Random corruption in file created/updated from shell script on a singular client to NFS mount

Question 1

It turns out this was actually another issue altogether, apparently to do with an out-of-date page being written to disk.

A bug fix was supplied to the linux-nfs implementation: http://www.spinics.net/lists/linux-nfs/msg41357.html

Question 2

Well, the emails corresponding to the corrupt job_info files should tell you what was in MSG (which will probably be business as usual). You may want to check how NFS is being run: there's a remote possibility that you are running NFS over UDP without checksums. That could explain some corrupt data. I also hear that UDP/TCP checksums are not strong enough and the data can still end up corrupt -- maybe you are hitting such a problem (I have seen corrupt packets slipping through a network stack at least once before, and I'm quite sure some checksumming was going on). Presumably the MSG goes out as a single packet and there might be something about it that makes checksum conflicts with the garbage you see more likely. Of course it could also be an NFS bug (client or server), a server-side filesystem bug, busted piece of RAM... possibilities are almost endless here (although I see how the fact that it's always MSG that gets corrupted makes some of those quite unlikely). The problem might be related to seeking (which happens during the append). You could also have a bug somewhere else in the system, causing multiple clients to open the same job_info file, making it a jumble.

Question 3

You can also try using different file for 'time' output and then merge them together with job_info at the end of script. That may help to isolate problem further.

Shell opens 'job_info' file for writing, outputs MSG and then shall close its file descriptor before launching main job. 'time' program opens same file for append as stream and I suspect the seek over NFS is not done correctly which may cause that garbage. Can't explain why, but normally this shall not happen (and is not happening). Such rare occasions may point to some race condition somewhere, can be caused by out of sequence packet delivery (due to network latency spike) or retransmits which causes duplicate data, or a bug somewhere. At first look I would suspect some bug, but that bug may be triggered by some network behavior, e.g. unusually large delay or spike of packet loss.

File access between different processes are serialized by kernel, but for additional safeguard may be worth adding some artificial delays - sleep timers between outputs for example.

Network is not transparent, especially a large one.
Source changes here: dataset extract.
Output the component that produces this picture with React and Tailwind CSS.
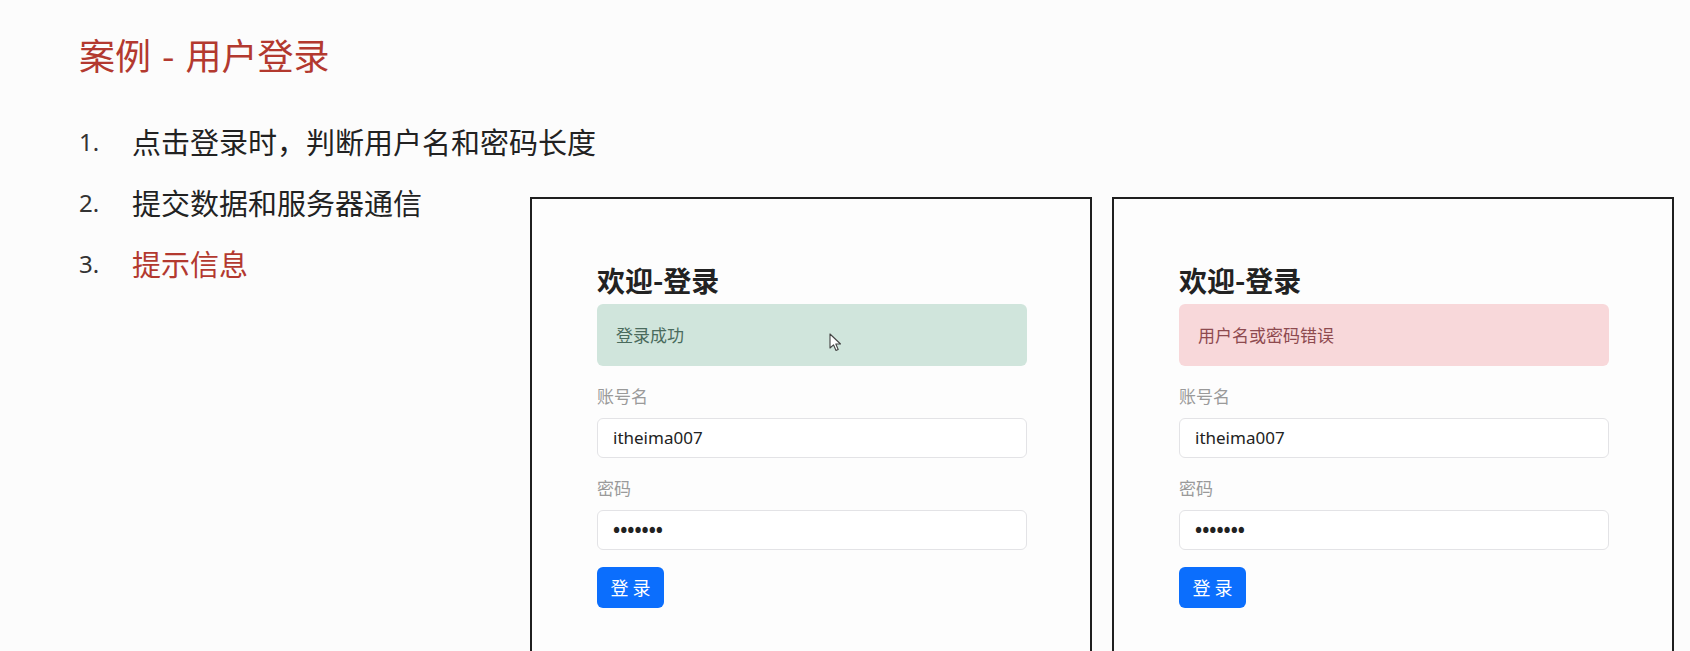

There can be WAN optimization devices which are known to cause application issues sometimes. CIFS and NFS are good candidates for optimization over WAN with local caching of filesystem operations. Might be worth looking for recent changes with network admins..

Another thing to try, although can be difficult due to rare occurrences is capture of interesting NFS sessions via tcpdump or wireshark. In really tough cases we do simultaneous capturing on both client and server side and then compare the protocol logic to prove that network is or is not working correctly. That's a whole topic in itself, requires thorough preparation and luck but usually a last resort of desperate troubleshooting :)